The unique oneness in marriage is a wonderful picture of the oneness God desires that we have with him spiritually. Among some of the analogies of Christ and the church in the New Testament, the church is compared to being a body, with Christ as the head (I Corinthians 12 and many other passages). Christ considers us one with him.

Often throughout the Scriptures unfaithfulness to God is compared to unfaithfulness in marriage. Jeremiah 2:20 speaks of the children of Israel and their lack of faithfulness to worship the one and only God: "Long ago you broke off your yoke and tore off your bonds; you said, ‘I will not serve you!’ Indeed, on every high hill and under every spreading tree you lay down as a prostitute." In the New Testament I Corinthians 6:15 says "Do you not know that your bodies are members of Christ himself? Shall I then take the members of Christ and unite them with a prostitute? Never!" Our faithfulness to Christ requires oneness with Him and no other god.

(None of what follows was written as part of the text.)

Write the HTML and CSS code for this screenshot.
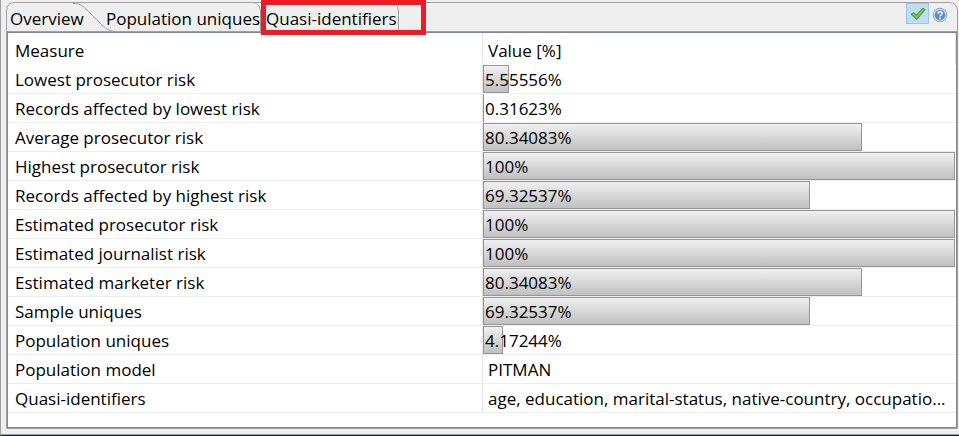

In the New Testament numerous passages refer to the truth that Christ lives in you, or "oneness." Romans 8:10-11 "But if Christ is in you, your body is dead because of sin, yet your spirit is alive because of righteousness. 11 And if the Spirit of him who raised Jesus from the dead is living in you, he who raised Christ from the dead will also give life to your mortal bodies through his Spirit, who lives in you." Not only are we one in spirit, but just as the sexual union produces new life physically (a child), so oneness with Christ produces new life within us spiritually.

Our physical union in marriage is a beautiful picture of our oneness with Christ. The commitment that keeps us physically and emotionally pure (faithful) in our marriage is a strong image of the commitment each Christian should have to be spiritually pure and have unity with Christ in their relationship with Him. Remaining strongly attached, or bonded to Christ requires this "oneness," just as sexual oneness is a factor in maintaining attachment in marriage.

So, all five factors identified in science to be crucial to maintain a healthy attachment to a marital partner (know, trust, rely, commitment, and touch) are also factors that are crucial to maintain a healthy attachment to God. No wonder God uses marriage as a symbol of His love for and relationship with the church!